Da also Kosteneinsparungen im Vergleich zu den bisherigen Planungen fast aussichtlos scheinen, liegt die Vermutung nahe, dass der Fokus an anderer Stelle liegt. Fakt ist, dass die Kreisumlage in den kommenden Jahren über die Schmerzgrenze von 50 % steigen wird, wenn das Projekt Berufsschule angegangen wird. Fakt ist auch, das die Finanzierung mit der aktuell gültigen, von NM/CSU vorgeschlagenen Kreisumlage von 47.9 % schwerer zu finanzieren sein wird als mit den vom Kämmerer als notwendig erachteten und ursprünglich vorgeschlagenen 49,9 %. Nicht zuletzt hat der Kommunalwahlkampf bereits begonnen und im Mai 2026 werden sich die politischen Verhältnisse im Kreistag ändern.
In jedem Fall muss die Frage erlaubt sein, weshalb Björn Bartels eine erneute Alternativenprüfung für sinnvoll hält, wenn bereits eine fachlich fundierte, immer wieder im Kreistag diskutierte Planung vorliegt – wohlwissend, dass die Alternativenprüfung zu zeitlicher Verzögerung und höheren Kosten führen wird?

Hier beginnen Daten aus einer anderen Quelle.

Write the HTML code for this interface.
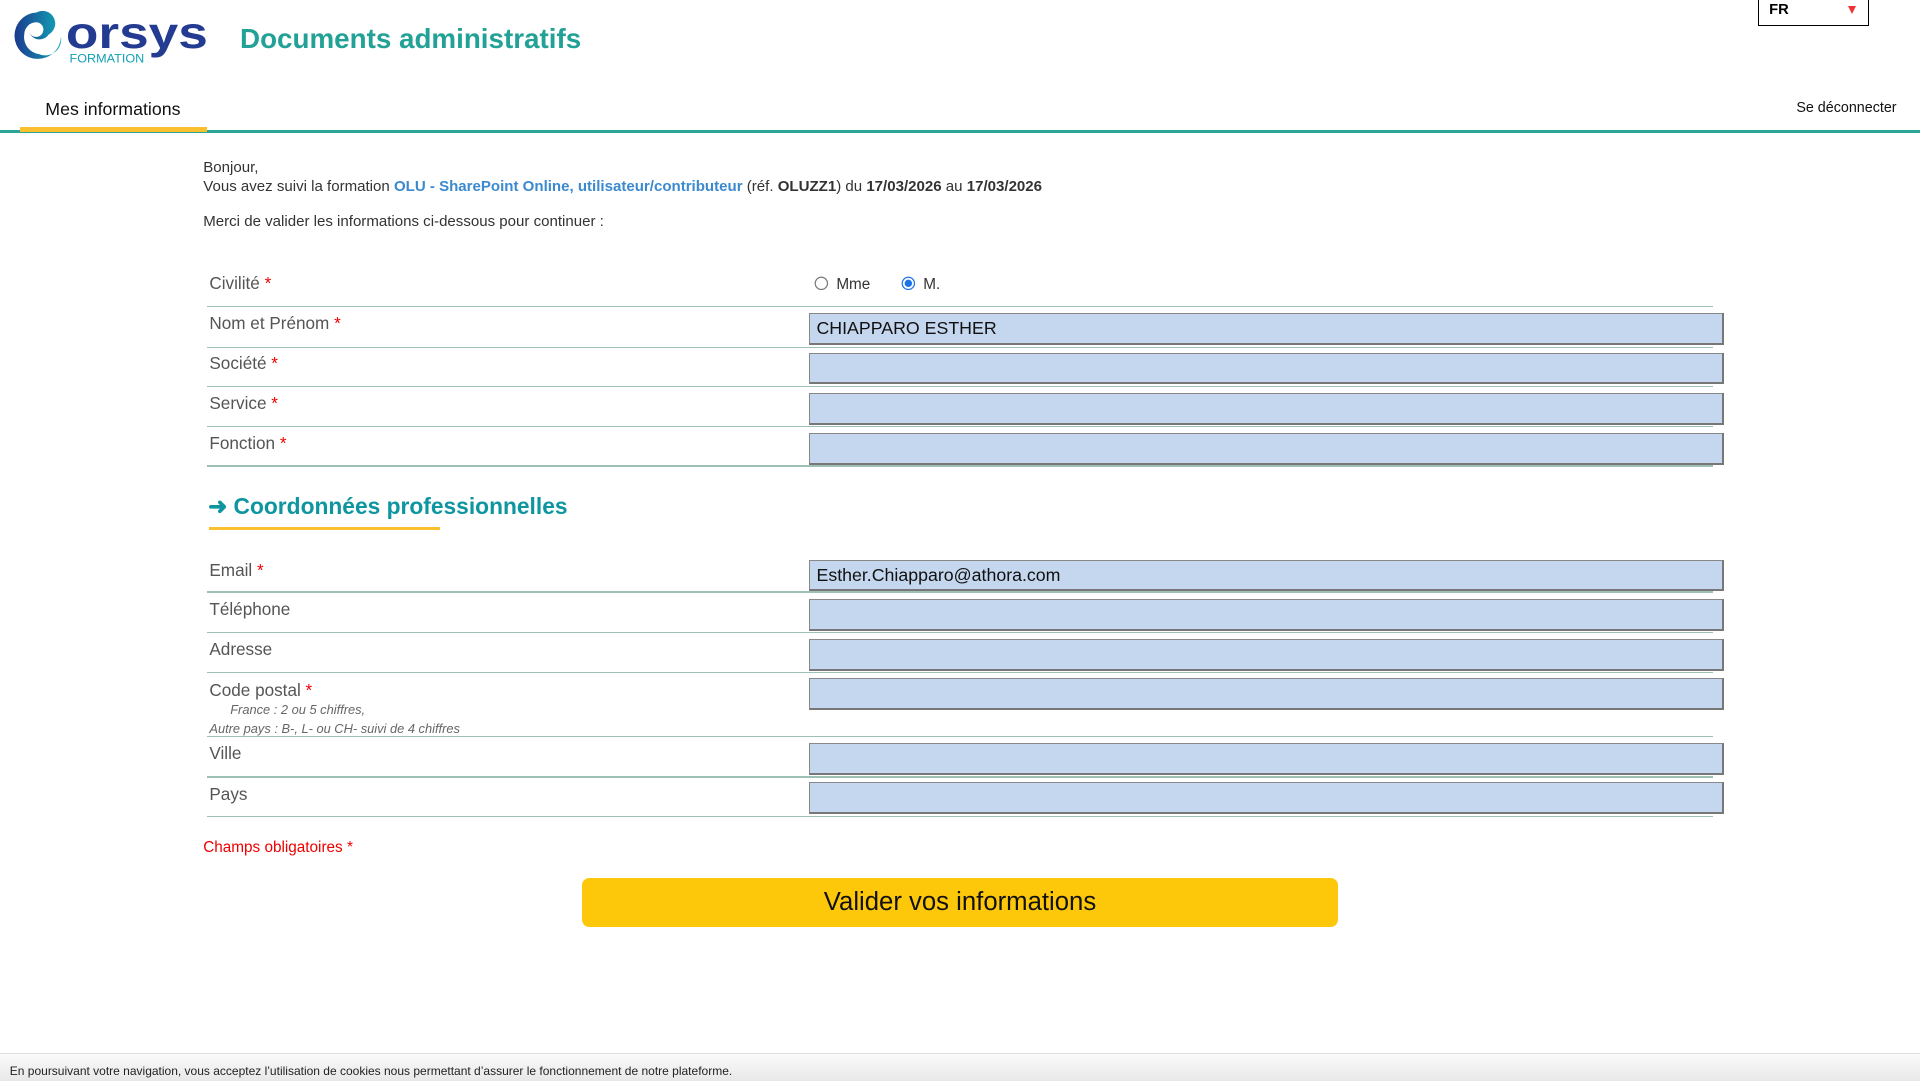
<!DOCTYPE html>
<html><head><meta charset="utf-8"><style>
html,body{margin:0;padding:0;background:#fff;}
body{zoom:1.22449;width:1568px;height:882px;position:relative;overflow:hidden;font-family:"Liberation Sans",sans-serif;color:#333;}
.a{position:absolute;white-space:nowrap;}
.lbl{position:absolute;left:171px;font-size:14px;color:#555;}
.req{color:#e00;}
.inp{position:absolute;left:661px;width:747px;height:26px;background:#c4d7ee;border:1px solid #888;border-right:2px solid #777;border-bottom:2px solid #777;box-sizing:border-box;font-size:14.5px;color:#111;padding-left:5px;line-height:24px;}
.ln{position:absolute;left:169px;width:1230px;height:1px;background:#9cc0b3;}
.t{font-size:12.3px;}
</style></head><body>
<svg class="a" style="left:10px;top:8px" width="162" height="46" viewBox="0 0 162 46">
<defs><linearGradient id="g" x1="0" x2="1"><stop offset="0" stop-color="#1b3a8e"/><stop offset="1" stop-color="#12a8b8"/></linearGradient></defs>
<path d="M20 2 A19 19 0 1 0 40 22 A13 13 0 0 1 22 36 A14 14 0 0 1 10 20 A10 10 0 0 1 20 10 A6 6 0 1 1 14 18 A9 9 0 0 0 30 20 A10 10 0 0 0 20 2Z" fill="url(#g)"/>
<text x="44" y="31" font-family="Liberation Sans" font-weight="bold" font-size="36" fill="#233b91" textLength="116" lengthAdjust="spacingAndGlyphs">orsys</text>
<text x="47" y="43" font-family="Liberation Sans" font-size="10" fill="#12a0b6" textLength="61" lengthAdjust="spacingAndGlyphs">FORMATION</text>
</svg>
<div class="a" style="left:196px;top:19px;font-size:22.7px;font-weight:bold;color:#22a196">Documents administratifs</div>
<div class="a" style="left:1436px;top:-1px;width:89px;height:21px;border:1px solid #000;"><span style="position:absolute;left:8px;top:2px;font-size:12px;font-weight:bold;color:#000">FR</span><span style="position:absolute;left:72px;top:5px;width:0;height:0;border-left:4px solid transparent;border-right:4px solid transparent;border-top:7px solid #e33"></span></div>
<div class="a" style="left:37px;top:81px;font-size:14.5px;color:#111">Mes informations</div>
<div class="a" style="left:1467px;top:82px;font-size:11.7px;color:#111">Se déconnecter</div>
<div class="a" style="left:0;top:106px;width:1568px;height:3px;background:#2aa597"></div>
<div class="a" style="left:16px;top:104px;width:153px;height:4px;background:#fbc02d"></div>
<div class="a t" style="left:166px;top:130px;line-height:15px;color:#333">Bonjour,<br>Vous avez suivi la formation <b style="color:#3b8ad0">OLU - SharePoint Online, utilisateur/contributeur</b> (réf. <b>OLUZZ1</b>) du <b>17/03/2026</b> au <b>17/03/2026</b></div>
<div class="a t" style="left:166px;top:174px;color:#333">Merci de valider les informations ci-dessous pour continuer :</div>

<div class="lbl" style="top:223px">Civilité <span class="req">*</span></div>
<svg class="a" style="left:665px;top:225px" width="12" height="12"><circle cx="6" cy="6" r="5" fill="#fff" stroke="#777"/></svg>
<div class="a" style="left:683px;top:225px;font-size:12.5px;color:#333">Mme</div>
<svg class="a" style="left:736px;top:225px" width="12" height="12"><circle cx="6" cy="6" r="5" fill="#fff" stroke="#1a73e8"/><circle cx="6" cy="6" r="3" fill="#1a73e8"/></svg>
<div class="a" style="left:754px;top:225px;font-size:12.5px;color:#333">M.</div>
<div class="ln" style="top:250px"></div>
<div class="lbl" style="top:256px">Nom et Prénom <span class="req">*</span></div>
<div class="inp" style="top:256px">CHIAPPARO ESTHER</div>
<div class="ln" style="top:283px"></div>
<div class="lbl" style="top:288px">Société <span class="req">*</span></div>
<div class="inp" style="top:288px"></div>
<div class="ln" style="top:315px"></div>
<div class="lbl" style="top:321px">Service <span class="req">*</span></div>
<div class="inp" style="top:321px"></div>
<div class="ln" style="top:348px"></div>
<div class="lbl" style="top:354px">Fonction <span class="req">*</span></div>
<div class="inp" style="top:354px"></div>
<div class="ln" style="top:380px"></div>

<div class="a" style="left:170px;top:403px;font-size:18.6px;font-weight:bold;color:#0e96a0">➜ Coordonnées professionnelles</div>
<div class="a" style="left:171px;top:430px;width:188px;height:3px;background:#fbc02d"></div>

<div class="lbl" style="top:457px">Email <span class="req">*</span></div>
<div class="inp" style="top:457px">Esther.Chiapparo@athora.com</div>
<div class="ln" style="top:483px"></div>
<div class="lbl" style="top:489px">Téléphone</div>
<div class="inp" style="top:489px"></div>
<div class="ln" style="top:516px"></div>
<div class="lbl" style="top:522px">Adresse</div>
<div class="inp" style="top:522px"></div>
<div class="ln" style="top:549px"></div>
<div class="lbl" style="top:555px">Code postal <span class="req">*</span></div>
<div class="a" style="left:188px;top:573px;font-size:10.5px;font-style:italic;color:#666">France : 2 ou 5 chiffres,</div>
<div class="a" style="left:171px;top:589px;font-size:10.5px;font-style:italic;color:#666">Autre pays : B-, L- ou CH- suivi de 4 chiffres</div>
<div class="inp" style="top:554px"></div>
<div class="ln" style="top:601px"></div>
<div class="lbl" style="top:607px">Ville</div>
<div class="inp" style="top:607px"></div>
<div class="ln" style="top:634px"></div>
<div class="lbl" style="top:640px">Pays</div>
<div class="inp" style="top:639px"></div>
<div class="ln" style="top:666px"></div>

<div class="a" style="left:166px;top:685px;font-size:12.5px;color:#e00">Champs obligatoires *</div>
<div class="a" style="left:475px;top:717px;width:618px;height:40px;background:#fec80a;border-radius:6px;text-align:center;line-height:40px;font-size:21px;color:#111">Valider vos informations</div>

<div class="a" style="left:0;top:860px;width:1568px;height:22px;border-top:1px solid #ddd;background:linear-gradient(#fafafa,#e8e8e8)"></div>
<div class="a" style="left:8px;top:869px;font-size:9.8px;color:#222">En poursuivant votre navigation, vous acceptez l’utilisation de cookies nous permettant d’assurer le fonctionnement de notre plateforme.</div>
</body></html>
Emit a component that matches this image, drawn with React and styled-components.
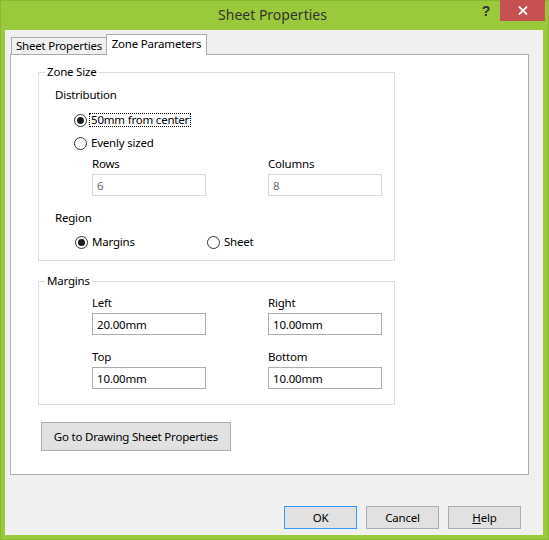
import React from 'react';
import styled, { createGlobalStyle } from 'styled-components';

const GlobalStyle = createGlobalStyle`
	html, body {
		margin: 0;
		padding: 0;
		background: #ffffff;
	}
	body {
		font-family: "Noto Sans", "Open Sans", sans-serif;
		font-size: 11.5px;
		letter-spacing: -0.2px;
		color: #000000;
	}
	* {
		box-sizing: border-box;
	}
`;

const Window = styled.div`
	width: 549px;
	height: 540px;
	background: #9aca3c;
	box-shadow: inset 0 0 0 1px #89b732;
	display: flex;
	flex-direction: column;
`;

const TitleBar = styled.div`
	height: 30px;
	display: grid;
	grid-template-columns: 1fr auto 1fr;
	padding-right: 4px;
`;

const Title = styled.div`
	grid-column: 2;
	font-size: 14px;
	letter-spacing: 0;
	line-height: 29px;
	color: #333333;
`;

const Controls = styled.div`
	grid-column: 3;
	justify-self: end;
	display: flex;
	align-items: flex-start;
`;

const HelpGlyph = styled.div`
	width: 28px;
	height: 21px;
	display: flex;
	align-items: center;
	justify-content: center;
	font-family: "Liberation Sans", sans-serif;
	font-weight: bold;
	font-size: 14px;
	color: #333333;
`;

const CloseButton = styled.div`
	width: 45px;
	height: 21px;
	background: #c75050;
	display: flex;
	align-items: center;
	justify-content: center;
`;

const Client = styled.div`
	flex: 1;
	margin: 0 6px 5px 5px;
	background: #f0f0f0;
	padding: 4px 0 0 5px;
	display: flex;
	flex-direction: column;
`;

const TabStrip = styled.div`
	display: flex;
	align-items: flex-end;
	padding-left: 1px;
	height: 21px;
	margin-bottom: -1px;
	position: relative;
	z-index: 1;
`;

const Tab = styled.div`
	width: ${p => (p.$active ? '101px' : '96px')};
	height: ${p => (p.$active ? '21px' : '18px')};
	margin-left: ${p => (p.$active ? '-1px' : '0')};
	border: 1px solid #acacac;
	border-bottom: ${p => (p.$active ? 'none' : '1px solid #acacac')};
	background: ${p => (p.$active ? '#ffffff' : '#f0f0f0')};
	display: flex;
	align-items: ${p => (p.$active ? 'flex-start' : 'center')};
	padding-top: ${p => (p.$active ? '1px' : '0')};
	justify-content: center;
	line-height: 16px;
	white-space: nowrap;
`;

const Panel = styled.div`
	width: 519px;
	height: 421px;
	border: 1px solid #acacac;
	background: #ffffff;
	padding: 9px 0 0 27px;
`;

const Group = styled.fieldset`
	margin: 0;
	padding: 0;
	width: 357px;
	border: 1px solid #dcdcdc;
	min-inline-size: 0;

	& + & {
		margin-top: 12px;
	}
`;

const Legend = styled.legend`
	padding: 0 2px;
	margin-left: 6px;
	line-height: 16px;
`;

const GroupBody = styled.div`
	padding: ${p => p.$pad};
`;

const Caption = styled.div`
	line-height: 16px;
	margin-top: ${p => p.$top || 0}px;
`;

const RadioRow = styled.div`
	display: flex;
	align-items: center;
	height: 16px;
	margin-top: ${p => p.$top || 0}px;
	margin-left: ${p => p.$indent || 19}px;
`;

const RadioOption = styled.label`
	display: flex;
	align-items: center;
	width: ${p => (p.$width ? `${p.$width}px` : 'auto')};
`;

const RadioCircle = styled.span`
	width: 13px;
	height: 13px;
	border-radius: 50%;
	border: 1px solid #333333;
	background: #ffffff;
	display: inline-flex;
	align-items: center;
	justify-content: center;
	flex-shrink: 0;

	&::after {
		content: '';
		width: 7px;
		height: 7px;
		border-radius: 50%;
		background: ${p => (p.$checked ? '#1b1b1b' : 'transparent')};
	}
`;

const RadioText = styled.span`
	line-height: 12px;
	margin-left: ${p => (p.$focused ? '2px' : '4px')};
	padding: ${p => (p.$focused ? '0 1px' : '0')};
	border: ${p => (p.$focused ? '1px dotted #000000' : 'none')};
	white-space: nowrap;
`;

const FieldGrid = styled.div`
	display: grid;
	grid-template-columns: 114px 114px;
	column-gap: 62px;
	row-gap: 14px;
	margin-top: ${p => p.$top || 0}px;
	margin-left: ${p => p.$left || 0}px;
`;

const Field = styled.div`
	display: flex;
	flex-direction: column;
	gap: 2px;
`;

const FieldLabel = styled.span`
	line-height: 16px;
`;

const Input = styled.input`
	width: 114px;
	height: 22px;
	margin: 0;
	padding: 0 4px;
	border: 1px solid ${p => (p.disabled ? '#d9d9d9' : '#abadb3')};
	background: #ffffff;
	font-family: inherit;
	font-size: 11.5px;
	letter-spacing: -0.2px;
	color: ${p => (p.disabled ? '#6d6d6d' : '#000000')};
	outline: none;
`;

const Button = styled.button`
	width: ${p => p.$width}px;
	height: ${p => p.$height}px;
	margin: 0;
	padding: 0;
	border: 1px solid ${p => (p.$default ? '#3399ff' : '#adadad')};
	background: #e1e1e1;
	font-family: inherit;
	font-size: 11.5px;
	letter-spacing: -0.2px;
	color: #000000;
`;

const LinkButton = styled(Button)`
	margin: 17px 0 0 3px;
`;

const Footer = styled.div`
	display: flex;
	justify-content: flex-end;
	gap: 9px;
	margin-top: 31px;
	padding-right: 22px;
`;

const Radio = ({ checked, focused, width, children }) => (
	<RadioOption $width={width}>
		<RadioCircle $checked={checked} />
		<RadioText $focused={focused}>{children}</RadioText>
	</RadioOption>
);

const App = () => {
	return (
		<>
			<GlobalStyle />
			<Window>
				<TitleBar>
					<Title>Sheet Properties</Title>
					<Controls>
						<HelpGlyph>?</HelpGlyph>
						<CloseButton>
							<svg width='10' height='9' viewBox='0 0 10 9'>
								<path d='M1 0.5 L9 8.5 M9 0.5 L1 8.5' stroke='#ffffff' strokeWidth='1.8' />
							</svg>
						</CloseButton>
					</Controls>
				</TitleBar>
				<Client>
					<TabStrip>
						<Tab>Sheet Properties</Tab>
						<Tab $active>Zone Parameters</Tab>
					</TabStrip>
					<Panel>
						<Group>
							<Legend>Zone Size</Legend>
							<GroupBody $pad='7px 0 10px 16px'>
								<Caption>Distribution</Caption>
								<RadioRow $top={9}>
									<Radio checked focused>50mm from center</Radio>
								</RadioRow>
								<RadioRow $top={7}>
									<Radio>Evenly sized</Radio>
								</RadioRow>
								<FieldGrid $top={5} $left={37}>
									<Field>
										<FieldLabel>Rows</FieldLabel>
										<Input disabled defaultValue='6' />
									</Field>
									<Field>
										<FieldLabel>Columns</FieldLabel>
										<Input disabled defaultValue='8' />
									</Field>
								</FieldGrid>
								<Caption $top={14}>Region</Caption>
								<RadioRow $top={8} $indent={20}>
									<Radio checked width={132}>Margins</Radio>
									<Radio>Sheet</Radio>
								</RadioRow>
							</GroupBody>
						</Group>
						<Group>
							<Legend>Margins</Legend>
							<GroupBody $pad='6px 0 15px 53px'>
								<FieldGrid>
									<Field>
										<FieldLabel>Left</FieldLabel>
										<Input defaultValue='20.00mm' />
									</Field>
									<Field>
										<FieldLabel>Right</FieldLabel>
										<Input defaultValue='10.00mm' />
									</Field>
									<Field>
										<FieldLabel>Top</FieldLabel>
										<Input defaultValue='10.00mm' />
									</Field>
									<Field>
										<FieldLabel>Bottom</FieldLabel>
										<Input defaultValue='10.00mm' />
									</Field>
								</FieldGrid>
							</GroupBody>
						</Group>
						<LinkButton $width={190} $height={29}>Go to Drawing Sheet Properties</LinkButton>
					</Panel>
					<Footer>
						<Button $width={73} $height={23} $default>OK</Button>
						<Button $width={73} $height={23}>Cancel</Button>
						<Button $width={73} $height={23}>
							<u>H</u>elp
						</Button>
					</Footer>
				</Client>
			</Window>
		</>
	);
};

export default App;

Für uns ist klar: Die Fraktion Bündnis 90 / Die Grünen setzt sich weiterhin für die dringend notwendige Generalsanierung der Berufsschule auf Basis des aktuellen Planungstands ein. Es bedarf hier einer zügigen und nachhaltigen Lösung, die den Sanierungsbedarf der Berufsschule endlich angeht. Wir wollen bestmögliche Voraussetzungen für unsere Berufsschüler und Berufsschülerinnen schaffen und können durch die Weiterverfolgung des eingeschlagenen Weges zeigen, dass wir dies auch ernst meinen. Der selbsternannte „Bildungslandkreis Miltenberg“ sollte seinem Anspruch gerecht werden und jungen Menschen Lust auf Handwerk machen, gut qualifizierte Fachkräfte hervorbringen und den Standort „Landkreis Miltenberg“ für die Zukunft sichern.